The X/Y scan rate is not high enough to be useful with these gimbal motors, they simply can't provide sufficient torque to achieve a decent scan rate.
I think the gimbal motors themselves are a bit anemic for any use.
You can turn up the motor current, but then they get steppy or twitchy.
I think it takes quite a bit of trial and error adjusting values to get the smoothest possible operation,(preferably mostly while you have the gimbal hooked up to your PC while moving the copter around to visually judge the smoothness of the compensation).
This gimbal has made me aware what a half ass mechanism our brushless gimbal motor based gimbals really are.
A gimbal motor is basically a wide step stepper motor using the analog equivalent of microstepping to maintain intermediate (between pole) positions.
The result of this is a compensation mechanism that can barely work for stabilization because it is a real time feedback loop with a gyro for holding it steady, but which is not well suited at all for fine and precise pointing.
And the gimbal motor design is intrinsically low torque and worse, variable torque between poles.
Bigger gimbal motors with more poles work better, but an honest 200 step stepper motor with good microstepping should work a lot better (albeit probably using more power and possibly weighing more).
And AC brushless servo motors seem like they would be the ideal, although they are seriously power hungry.
Basically the current brushless gimbal motor is a travesty of motor design.
Best Regards,
Gary
Has anyone got a good tune yet?
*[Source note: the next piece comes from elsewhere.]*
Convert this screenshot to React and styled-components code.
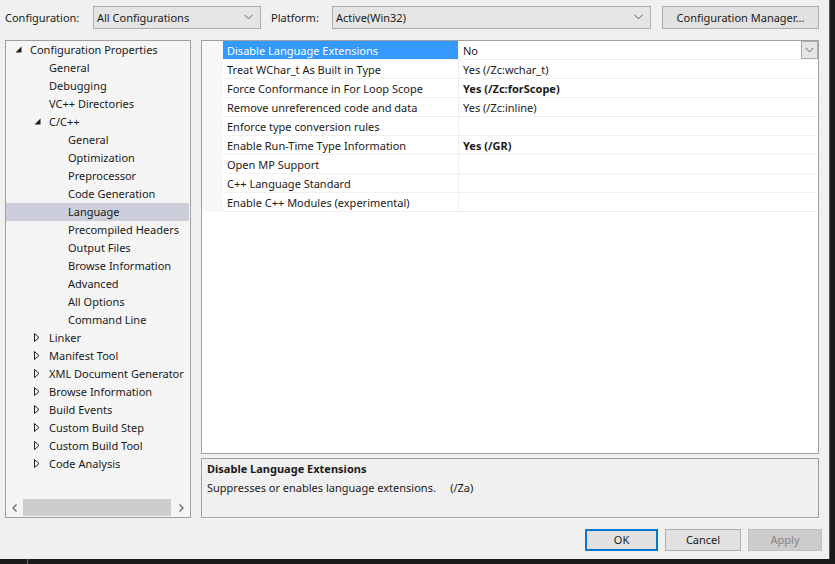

Anyone want to share their "almost there" settings?
Im looking how to connect pitch and yaw to my RX so I can trim/tilt when needed.
What do I connect and where, and are there any setting I need to edit for this?
Thanks in advance :)
Well that was a short lived fix, it seems as though when I cycle the power to the gimbal it goes back to its crazyness. I'm going to see if I can get that replacement.
Thank you, that seemed to help stabilize her. Uggh that was a huge pain.
The sensor axis TOP and RIGHT don't look right to me. Could be wrong though.
Going off the MPU's axes, I think RIGHT should be +Y (facing the camera) and TOP should be +X.